* Exercise goal
Output each line exactly as it appears, skipping any embedded picture.

* Information shown
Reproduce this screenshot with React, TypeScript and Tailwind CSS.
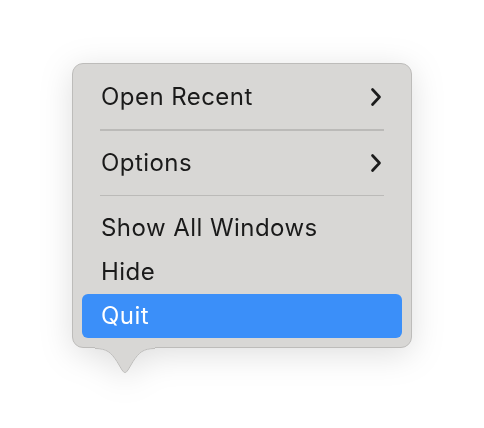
import React from "react";

const Chevron = () => (
  <svg width="12" height="20" viewBox="0 0 12 20" fill="none">
    <path d="M2.5 2.5 L9.5 10 L2.5 17.5" stroke="#1c1c1c" strokeWidth="2.7" strokeLinecap="round" strokeLinejoin="round" />
  </svg>
);

const Row = ({ label, sub, active }: { label: string; sub?: boolean; active?: boolean }) => (
  <div
    className={`flex h-[44px] items-center justify-between rounded-[6px] pl-[19px] pr-[20px] ${
      active ? "bg-[#3b8ff9] text-white" : "text-[#1a1a1a]"
    }`}
  >
    <span className="text-[24px] leading-none tracking-[0.45px]">{label}</span>
    {sub && <Chevron />}
  </div>
);

const Sep = () => (
  <div className="px-[18px] py-[10px]">
    <div className="h-[1.5px] bg-[#bbbab8]" />
  </div>
);

export default function App() {
  return (
    <div className="h-[428px] w-[484px] bg-white" style={{ fontFamily: "Inter, 'Noto Sans', sans-serif" }}>
      <div className="pl-[72px] pt-[63px]">
        <div className="relative w-[340px] drop-shadow-[0_6px_16px_rgba(0,0,0,0.13)]">
          <div className="rounded-[11px] border border-[#bdbcba] bg-[#d8d7d5] px-[9px] pb-[9px] pt-[11px]">
            <Row label="Open Recent" sub />
            <Sep />
            <Row label="Options" sub />
            <Sep />
            <Row label="Show All Windows" />
            <Row label="Hide" />
            <Row label="Quit" active />
          </div>
          <svg
            className="absolute left-[23px] top-[calc(100%-2px)]"
            width="60"
            height="28"
            viewBox="0 0 60 28"
          >
            <path
              d="M0 0 L0 2 C12 2 16 6 22 15 L27 23.5 Q30 28.5 33 23.5 L38 15 C44 6 48 2 60 2 L60 0 Z"
              fill="#d8d7d5"
            />
            <path
              d="M0 2.5 C12 2.5 16 6.5 22 15.5 L27 24 Q30 29 33 24 L38 15.5 C44 6.5 48 2.5 60 2.5"
              fill="none"
              stroke="#bdbcba"
              strokeWidth="1"
            />
          </svg>
        </div>
      </div>
    </div>
  );
}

* Reply to the task
Reproduce this screenshot with React, TypeScript and Tailwind CSS.
import React from "react";

const Chevron = () => (
  <svg width="12" height="20" viewBox="0 0 12 20" fill="none">
    <path d="M2.5 2.5 L9.5 10 L2.5 17.5" stroke="#1c1c1c" strokeWidth="2.7" strokeLinecap="round" strokeLinejoin="round" />
  </svg>
);

const Row = ({ label, sub, active }: { label: string; sub?: boolean; active?: boolean }) => (
  <div
    className={`flex h-[44px] items-center justify-between rounded-[6px] pl-[19px] pr-[20px] ${
      active ? "bg-[#3b8ff9] text-white" : "text-[#1a1a1a]"
    }`}
  >
    <span className="text-[24px] leading-none tracking-[0.45px]">{label}</span>
    {sub && <Chevron />}
  </div>
);

const Sep = () => (
  <div className="px-[18px] py-[10px]">
    <div className="h-[1.5px] bg-[#bbbab8]" />
  </div>
);

export default function App() {
  return (
    <div className="h-[428px] w-[484px] bg-white" style={{ fontFamily: "Inter, 'Noto Sans', sans-serif" }}>
      <div className="pl-[72px] pt-[63px]">
        <div className="relative w-[340px] drop-shadow-[0_6px_16px_rgba(0,0,0,0.13)]">
          <div className="rounded-[11px] border border-[#bdbcba] bg-[#d8d7d5] px-[9px] pb-[9px] pt-[11px]">
            <Row label="Open Recent" sub />
            <Sep />
            <Row label="Options" sub />
            <Sep />
            <Row label="Show All Windows" />
            <Row label="Hide" />
            <Row label="Quit" active />
          </div>
          <svg
            className="absolute left-[23px] top-[calc(100%-2px)]"
            width="60"
            height="28"
            viewBox="0 0 60 28"
          >
            <path
              d="M0 0 L0 2 C12 2 16 6 22 15 L27 23.5 Q30 28.5 33 23.5 L38 15 C44 6 48 2 60 2 L60 0 Z"
              fill="#d8d7d5"
            />
            <path
              d="M0 2.5 C12 2.5 16 6.5 22 15.5 L27 24 Q30 29 33 24 L38 15.5 C44 6.5 48 2.5 60 2.5"
              fill="none"
              stroke="#bdbcba"
              strokeWidth="1"
            />
          </svg>
        </div>
      </div>
    </div>
  );
}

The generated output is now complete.